Geht mir genau so, Frau Sievers :-) Wobei man meist ja viele Jahre, wenn nicht Jahrzehnte warten muss, um “Recht zu haben”. Und freuen kann man sich dann auch nur selten.

Marion Köhler / 07.01.2016

Sehr geehrte Frau Sievers, der Chef der Thüringer Polizeigewerkschaft rät Frauen in Not ” Feuer” zu rufen. Ich bin nun bestens informiert, wie ich mich in brenzligen Situationen zu verhalten habe. Man hält auf Armeslänge Unbekannte von sich fern, während man gleichzeitig ” Feuer” ruft und versucht aus der Handtasche, die einem geklaut wird , das Pfefferspray zu ziehen. Ich übe noch!!!!! Viele Grüße und ein gesundes Neues Jahr Marion Köhler  

Theo Tippler / 07.01.2016

Liebe Frau Sievers, Gestatten Sie mir zwei Anmerkungen zu Ihrem Artikel. Frau Reker gab kürzlich eine Pressekonferenz, zusammen mit zwei Herren. Zumindest auf dem Bild, das ich gesehen hatte, scheint der Frau Oberbürgermeister*in ihre Eloquenz zwischen die Mikros gerutscht und dann auf den Boden gefallen zu sein. Geistesgegenwärtig lässt Frau Reker ihren nonverbalen Audruck sprechen. Dabei ist ihre Hilflosigkeit allerdings nicht zu toppen. Mehrfach durfte ich zur Kenntnis nehmen, wie Frau Kaddor - in gewohnt professioneller Weise - das Münchner Oktoberfest und seine “Begleiterscheinungen” argumentativ verwurstelt. Nachdem ich mich dort recht gut auskenne, erlaube ich mir den Hinweis, dass es auf der “Wies’n 2014” insgesamt 12 (!) Sexualdelikte gegeben hat. Zwei (!) davon waren Vergewaltigungen. Das Oktoberfest dauert zwei Wochen. Ca. 6 ooo ooo Millionen Besucher frequentieren die Festivität in dieser Zeit. Darunter befinden sich stets sehr viele - gern gesehene - ausländische Gäste. Es wäre natürlich traumhaft, wenn das Geschehen ganz ohne Straftat ablaufen würde - wir sollten allerdings die Lebenswirklichkeiten nicht ganz aus den Augen verlieren. Übrigens, nun zu schlussfolgern, dass alle zwölf Sexualdelikte von “indigenen” deutschen Männern begangen worden wären, wäre fehlerhaft! Mit solchen Kleinigkeiten befasst sich Frau Kaddor allerdings eher nicht - wie wir wissen

Klaus-Peter Kubiak / 07.01.2016

Der Vorschlag der Bürgermeisterin Reker war sicher ein konstruktiver Beitrag zur Problemlösung. Aber es könnte sein, dass er scheitert, weil sich die Straftäter möglicherweise nicht an die “Armlänge” halten. Vielleicht wäre es konsequent, wenn die belästigten Frauen sich in einem sicheren Land (z.B. Australien) um politisches Asyl bewerben würden. Schließlich werden sie in unserem eigenen Land ja verfolgt, und da dürfte einer Aufnahme dieser Flüchtlinge nichts im Wege stehen.
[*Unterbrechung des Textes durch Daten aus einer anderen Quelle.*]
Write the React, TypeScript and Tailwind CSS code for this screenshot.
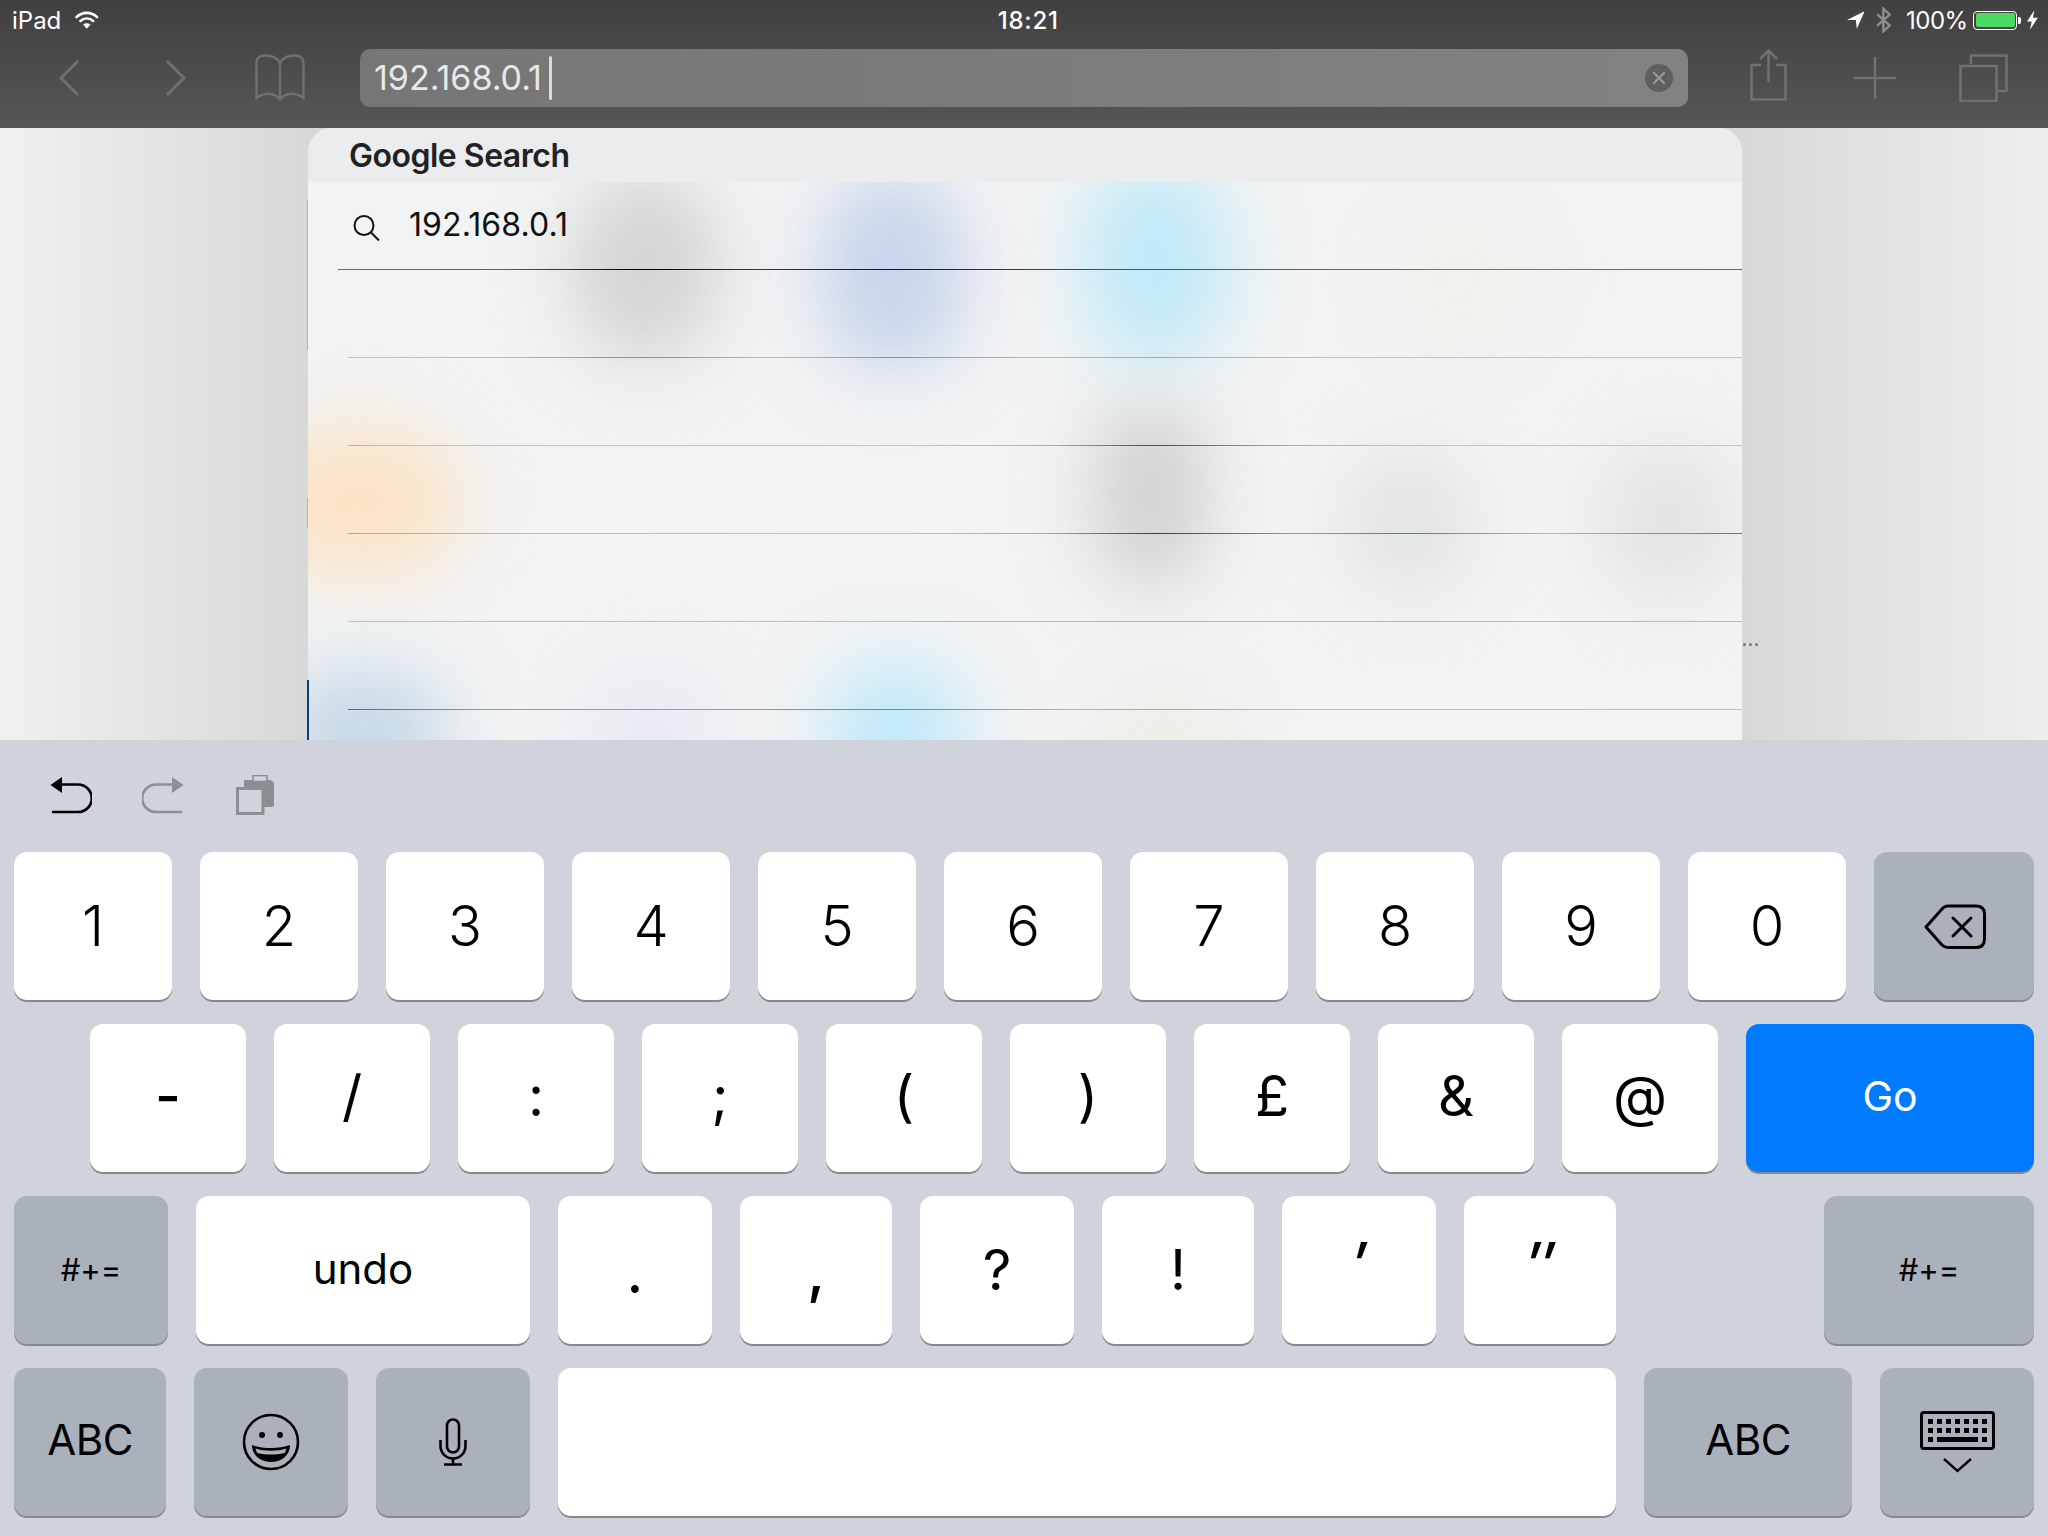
import React from "react";

const base = "flex shrink-0 items-center justify-center rounded-[13px] h-[148px] shadow-[0_2px_0_#88898d] text-black";

function Key({ w, children, dark, size = "text-[56px] font-light" }: { w: string; children: React.ReactNode; dark?: boolean; size?: string }) {
  return <div className={`${base} ${w} ${size} ${dark ? "bg-[#abb1ba]" : "bg-white"}`}>{children}</div>;
}

function Row({ children, line }: { children?: React.ReactNode; line: string }) {
  return (
    <div className="relative z-10 flex flex-col h-[88px]">
      <div className="flex-1 flex items-center">{children}</div>
      <div className={`h-px ${line}`} />
    </div>
  );
}

const blobs = [
  "left-[262px] top-[-10px] w-[150px] h-[190px] bg-[#d5d5d5]",
  "left-[512px] top-[-10px] w-[145px] h-[200px] bg-[#c8d5ec]",
  "left-[775px] top-[-20px] w-[145px] h-[200px] bg-[#c0e9f8]",
  "left-[1080px] top-[20px] w-[140px] h-[160px] bg-[#f1f0ec]",
  "left-[-50px] top-[250px] w-[200px] h-[140px] bg-[#fbe2c4]",
  "left-[785px] top-[220px] w-[115px] h-[185px] bg-[#d1d4d1]",
  "left-[1040px] top-[270px] w-[120px] h-[140px] bg-[#e0e4e0]",
  "left-[1295px] top-[265px] w-[130px] h-[150px] bg-[#e0e4df]",
  "left-[-30px] top-[485px] w-[170px] h-[135px] bg-[#c8d9e8]",
  "left-[275px] top-[495px] w-[135px] h-[110px] bg-[#e7e9f3]",
  "left-[515px] top-[480px] w-[145px] h-[140px] bg-[#c0e9fa]",
  "left-[785px] top-[500px] w-[140px] h-[120px] bg-[#ebefe7]",
];

export default function App() {
  return (
    <div className="w-[2048px] h-[1536px] overflow-hidden relative flex flex-col [font-family:Inter,'Liberation_Sans',sans-serif]">
      {/* top bars */}
      <div className="h-[128px] shrink-0 flex flex-col bg-[linear-gradient(180deg,#404040,#565656)] text-white">
        <div className="h-[42px] flex items-center text-[24px] pl-[12px] pr-[10px]">
          <span className="leading-none">iPad</span>
          <svg width="24" height="18" viewBox="0 0 24 18" className="ml-[14px] -mt-[2px]" fill="none" stroke="#fff" strokeWidth="2.6" strokeLinecap="round">
            <path d="M1.5 6 C7.5 0.3 16.5 0.3 22.5 6" />
            <path d="M5.5 10 C9.5 6.5 14.5 6.5 18.5 10" />
            <path d="M12 18 L8.2 13.6 C10.5 12 13.5 12 15.8 13.6 Z" fill="#fff" stroke="none" />
          </svg>
          <span className="ml-[897px] w-[66px] text-center font-medium leading-none tracking-[0.8px]">18:21</span>
          <svg width="18" height="18" viewBox="0 0 18 18" className="ml-[786px] -mt-[2px]" fill="#fff">
            <path d="M0 9 L18 0 L10 18 L9 9 Z" />
          </svg>
          <svg width="15" height="26" viewBox="0 0 15 26" className="ml-[12px] -mt-[2px]" fill="none" stroke="#8e8e8e" strokeWidth="2.4">
            <path d="M1 7 L14 18.5 L7.5 24.5 V1.5 L14 7.5 L1 19" />
          </svg>
          <span className="ml-[15px] w-[60px] leading-none tracking-[-0.5px]">100%</span>
          <div className="ml-[7px] -mt-[2px] w-[45px] h-[19px] rounded-[4px] border border-white p-[1.5px]">
            <div className="w-full h-full rounded-[2px] bg-[#4cd964]" />
          </div>
          <div className="ml-px -mt-[2px] w-[3px] h-[7px] rounded-r-[2px] bg-white" />
          <svg width="11" height="20" viewBox="0 0 11 20" className="ml-[6px] -mt-[2px]" fill="#fff">
            <path d="M7.5 0 L0 11.5 H4.8 L3 20 L11 7.8 H6 Z" />
          </svg>
        </div>
        <div className="mt-[7px] h-[58px] flex items-center pl-[59px]">
          <svg width="20" height="36" viewBox="0 0 20 36" fill="none" stroke="#707070" strokeWidth="3">
            <path d="M19 1 L2 18 L19 35" />
          </svg>
          <svg width="20" height="36" viewBox="0 0 20 36" className="ml-[87px]" fill="none" stroke="#707070" strokeWidth="3">
            <path d="M1 1 L18 18 L1 35" />
          </svg>
          <svg width="50" height="48" viewBox="0 0 50 48" className="ml-[69px]" fill="none" stroke="#707070" strokeWidth="2.4">
            <path d="M25 9 C22 3 16 1.5 10 1.5 C5 1.5 1.5 4 1.5 9 V44 C9 38 20 38 25 46 C30 38 41 38 48.5 44 V9 C48.5 4 45 1.5 40 1.5 C34 1.5 28 3 25 9 V46" />
          </svg>
          <div className="ml-[55px] w-[1328px] h-[58px] rounded-[10px] bg-[linear-gradient(90deg,#767676,#828282)] flex items-center pl-[14px] pr-[15px]">
            <span className="text-[34px] text-[#e8e8e8] leading-none tracking-[0px]">192.168.0.1</span>
            <div className="ml-[7px] w-[3px] h-[44px] rounded-[2px] bg-[#dcdcdc]" />
            <div className="ml-auto w-[28px] h-[28px] rounded-full bg-[#5f5f5f] flex items-center justify-center">
              <svg width="12" height="12" viewBox="0 0 12 12" stroke="#969696" strokeWidth="2.4" strokeLinecap="round">
                <path d="M1 1 L11 11 M11 1 L1 11" />
              </svg>
            </div>
          </div>
          <svg width="37" height="52" viewBox="0 0 37 52" className="ml-[62px] -mt-[6px]" fill="none" stroke="#717171" strokeWidth="2.5">
            <path d="M11 16 H1.5 V50.5 H35.5 V16 H26" />
            <path d="M18.5 33 V2 M10 10 L18.5 1.5 L27 10" />
          </svg>
          <svg width="42" height="42" viewBox="0 0 42 42" className="ml-[67px]" fill="none" stroke="#717171" strokeWidth="2.5">
            <path d="M21 0 V42 M0 21 H42" />
          </svg>
          <svg width="49" height="48" viewBox="0 0 49 48" className="ml-[63px]" fill="none" stroke="#717171" strokeWidth="2.5">
            <path d="M12 10 V1.5 H47.5 V37 H39" />
            <rect x="1.5" y="12" width="36" height="35" />
          </svg>
        </div>
      </div>

      {/* page */}
      <div className="relative h-[612px] shrink-0 bg-[linear-gradient(90deg,#f0f0f0_0%,#d8d8d8_15%,#d8d8d8_85%,#eeeeee_100%)]">
        <div className="relative ml-[308px] w-[1434px] h-[612px] overflow-hidden rounded-t-[24px] bg-[#f2f3f3]">
          <div className="relative z-20 h-[54px] bg-[#ebecee] flex items-center pl-[41px]">
            <span className="text-[32px] font-semibold text-[#222] tracking-[-0.5px] leading-none mt-[2px]">Google Search</span>
          </div>
          <div className="relative h-[558px]">
            {blobs.map((b) => (
              <div key={b} className={`absolute rounded-full blur-[34px] ${b}`} />
            ))}
            <Row line="ml-[30px] bg-[linear-gradient(90deg,#6c6c7a_0px,#5a5a60_170px,#000000_306px,#3a3a48_420px,#00106a_554px,#1a4a8a_700px,#0a6ab0_817px,#606468_1000px,#7a6e62_1120px,#6a6a6a_1404px)]">
              <svg width="27" height="26" viewBox="0 0 27 26" className="ml-[45px] mt-[4px]" fill="none" stroke="#111" strokeWidth="2">
                <circle cx="11" cy="10.5" r="9.5" />
                <path d="M18 17.5 L26 25.5" />
              </svg>
              <span className="ml-[29px] text-[32px] text-[#111] leading-none tracking-[0.1px] -mt-[2px]">192.168.0.1</span>
            </Row>
            <Row line="ml-[40px] bg-[linear-gradient(90deg,#c2c2c2_0px,#bdbdbd_150px,#8e8e8e_296px,#bdbdbd_430px,#7d92c8_544px,#a8c0d4_700px,#72b8d8_807px,#c4c4c4_1000px,#c4c4c4_1394px)]" />
            <Row line="ml-[40px] bg-[linear-gradient(90deg,#e8a768_0px,#d8b898_60px,#c4c4c4_200px,#c4c8cc_550px,#b0b0b0_700px,#4a4a4a_807px,#b0b0b0_950px,#c6c6c6_1100px,#c4c4c4_1394px)]" />
            <Row line="ml-[40px] bg-[linear-gradient(90deg,#e89a48_0px,#e0a870_60px,#c0bcb8_180px,#c0c4c8_550px,#a8a8a8_700px,#3c3c3c_807px,#9a9a9a_950px,#6e766e_1061px,#b8b8b8_1200px,#6e766e_1394px)]" />
            <Row line="ml-[40px] bg-[linear-gradient(90deg,#c0c0c0_0px,#bcc0c0_550px,#b0b8bc_600px,#bcbcbc_1394px)]" />
            <Row line="ml-[40px] bg-[linear-gradient(90deg,#2a78b8_0px,#7a9cc0_140px,#8aa0d0_330px,#00aee8_544px,#92c0d0_720px,#98b890_830px,#bcbcbc_960px,#c0c0c0_1394px)]" />
          </div>
        </div>
        <div className="absolute left-[307px] top-[72px] w-px h-[150px] bg-[#b0b0b0]" />
        <div className="absolute left-[307px] top-[370px] w-px h-[30px] bg-[#f0a860]" />
        <div className="absolute left-[307px] top-[552px] w-[2px] h-[60px] bg-[#0a3f7a]" />
        <div className="absolute left-[1743px] top-[515px] flex gap-[3px]">
          <div className="w-[3px] h-[3px] rounded-full bg-[#7a7a7a]" />
          <div className="w-[3px] h-[3px] rounded-full bg-[#7a7a7a]" />
          <div className="w-[3px] h-[3px] rounded-full bg-[#7a7a7a]" />
        </div>
      </div>

      {/* keyboard */}
      <div className="flex-1 bg-[#d0d3db] flex flex-col">
        <div className="h-[112px] flex items-start pl-[50px] pt-[36px]">
          <svg width="42" height="38" viewBox="0 0 42 38" fill="none">
            <path d="M0.5 9 L12 1 V17 Z" fill="#000" />
            <path d="M10 8.5 H28 A13.7 13.7 0 0 1 28 36 H3" stroke="#000" strokeWidth="2.6" strokeLinecap="round" />
          </svg>
          <svg width="42" height="38" viewBox="0 0 42 38" fill="none" className="ml-[50px]">
            <path d="M41.5 9 L30 1 V17 Z" fill="#8d8f93" />
            <path d="M32 8.5 H14 A13.7 13.7 0 0 0 14 36 H39" stroke="#8d8f93" strokeWidth="2.6" strokeLinecap="round" />
          </svg>
          <svg width="38" height="40" viewBox="0 0 38 40" fill="none" className="ml-[52px] -mt-[1px]">
            <path d="M8 5 H32 Q38 5 38 9 V30 Q38 32 36 32 H8 Z" fill="#8a8d92" />
            <rect x="17" y="0.5" width="14" height="6" fill="#d0d3db" stroke="#8a8d92" strokeWidth="1.6" />
            <rect x="1.5" y="13.5" width="25.5" height="25" fill="#d0d3db" stroke="#8d8f93" strokeWidth="3" />
          </svg>
        </div>
        <div className="flex flex-col gap-[24px]">
          <div className="flex gap-[28px] pl-[14px]">
            {["1", "2", "3", "4", "5", "6", "7", "8", "9", "0"].map((k) => (
              <Key key={k} w="w-[158px]">{k}</Key>
            ))}
            <Key w="w-[160px]" dark>
              <svg width="62" height="45" viewBox="0 0 62 45" fill="none" stroke="#000" strokeWidth="3" strokeLinejoin="round" strokeLinecap="round" className="ml-[2px]">
                <path d="M2 23 L18 5 Q20.5 2 24 2 H52 Q60.5 2 60.5 10 V35 Q60.5 43.5 52 43.5 H24 Q20.5 43.5 18 41 Z" />
                <path d="M29 14 L47 32 M47 14 L29 32" />
              </svg>
            </Key>
          </div>
          <div className="flex gap-[28px] pl-[90px]">
            <Key w="w-[156px]" size="text-[56px] font-medium pb-[4px]">-</Key>
            {["/", ":", ";", "(", ")", "£", "&", "@"].map((k) => (
              <Key key={k} w="w-[156px]" size="text-[56px] font-normal pb-[4px]">{k}</Key>
            ))}
            <div className={`${base} w-[288px] bg-[#007aff] text-white text-[41px] pb-[2px]`}>Go</div>
          </div>
          <div className="flex gap-[28px] pl-[14px]">
            <Key w="w-[154px]" dark size="text-[31px]">#+=</Key>
            <Key w="w-[334px]" size="text-[42px] pb-[3px]">undo</Key>
            <Key w="w-[154px]" size="text-[60px] font-normal pt-[2px]">.</Key>
            <Key w="w-[152px]" size="text-[60px] font-medium">,</Key>
            <Key w="w-[154px]" size="text-[56px] font-normal">?</Key>
            <Key w="w-[152px]" size="text-[56px] font-normal">!</Key>
            <Key w="w-[154px]" size="text-[60px] font-medium"><span className="-mt-[12px] italic">′</span></Key>
            <Key w="w-[152px]" size="text-[60px] font-medium"><span className="-mt-[12px] italic">″</span></Key>
            <Key w="w-[210px] ml-[180px]" dark size="text-[31px]">#+=</Key>
          </div>
          <div className="flex gap-[28px] pl-[14px]">
            <Key w="w-[152px]" dark size="text-[42px] pb-[5px] tracking-[-0.5px]">ABC</Key>
            <Key w="w-[154px]" dark>
              <svg width="58" height="58" viewBox="0 0 58 58" fill="none">
                <circle cx="29" cy="29" r="27" stroke="#000" strokeWidth="2.6" />
                <circle cx="20" cy="22" r="3" fill="#000" />
                <circle cx="38" cy="22" r="3" fill="#000" />
                <path d="M10 32 C20 36 38 36 48 32 C48 42 40 49 29 49 C18 49 10 42 10 32 Z" fill="#000" />
                <path d="M13.5 35.5 C22 38.5 36 38.5 44.5 35.5 C44 37.5 43.5 38.5 42.5 40 C34 42 24 42 15.5 40 C14.5 38.5 14 37.5 13.5 35.5 Z" fill="#abb1ba" />
              </svg>
            </Key>
            <Key w="w-[154px]" dark>
              <svg width="28" height="48" viewBox="0 0 28 48" fill="none" stroke="#000" strokeWidth="2.6">
                <rect x="8" y="1.5" width="12" height="33" rx="6" />
                <path d="M1.5 22 V28 A12.5 12.5 0 0 0 26.5 28 V22" />
                <path d="M14 40 V46 M5 46.5 H23" />
              </svg>
            </Key>
            <Key w="w-[1058px]"><span /></Key>
            <Key w="w-[208px]" dark size="text-[42px] pb-[5px] tracking-[-0.5px]">ABC</Key>
            <Key w="w-[154px]" dark>
              <svg width="75" height="62" viewBox="0 0 75 62" fill="none">
                <rect x="1.5" y="1.5" width="72" height="36" rx="2.5" stroke="#000" strokeWidth="3" />
                {[8, 17, 26, 35, 44, 53, 62].map((x) => (
                  <React.Fragment key={x}>
                    <rect x={x} y="8" width="5" height="5" fill="#000" />
                    <rect x={x} y="17" width="5" height="5" fill="#000" />
                  </React.Fragment>
                ))}
                <rect x="8" y="26" width="5" height="5" fill="#000" />
                <rect x="17" y="26" width="41" height="5" fill="#000" />
                <rect x="62" y="26" width="5" height="5" fill="#000" />
                <path d="M24 48 L37.5 60 L51 48" stroke="#000" strokeWidth="2.4" />
              </svg>
            </Key>
          </div>
        </div>
      </div>
    </div>
  );
}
Christian Horst / 07.01.2016

Bravo, großartig, pointiert und mir aus der Seele gesprochen. Danke für diesen Artikel…

Joachim Neander / 07.01.2016

Ich auch. Wie schön, in Polen zu leben, wo meine Frau und meine Schwiegertöchter noch ohne Problem nachts allein von einem Kino-, Club- oder Feten-Besuch zu Fuß heimkommen können.

Gerald Radek / 07.01.2016

Sehr geehrte Frau Sievers! Möglicherweise stammt der Präventionstipp der Kölner OB Frau Rekker gar nicht mal von ihr selbst. Möglicherweise hat sie die Idee von ihrem Polizeipräsidenten, der während der Pressekonferenz daneben gesessen ist.  In Polizeikreisen sind derartige “Tipps” weit verbreitet. zB. hier:  Präventionstipps der Berliner Polizei (authentisch, Kein Fake, keine Satire!!!) https://www.berlin.de/polizei/aufgaben/praevention/gewalt/artikel.148262.php ” Verhalten bei Gewalt und Aggression [...] Täuschen Sie z.B. Telefonate mit dem Handy vor. Simulieren Sie Krankheiten, Übelkeit oder fangen Sie laut an zu singen, um dadurch die Täter aus dem Konzept zu bringen. ...”

Anna Kah / 07.01.2016

Das Verhalten dieser marodierenden Männer von Köln etc., woher auch immer sie kommen mögen, ist Ausdruck tiefster Verachtung gegenüber selbständigen, freien, emanzipierten Mädchen und Frauen, die ein selbstbestimmtes Leben führen (können). Dabei spielt es keine Rolle, ob der Freund sie begleitet, auch er wird verachtet, weil die gesamte Gesellschaftsordnung mit der ihnen unbekannten Freiheit (an die projizierten sexuellen Phantasien mag ich gar nicht denken) als Sünde angesehen wird.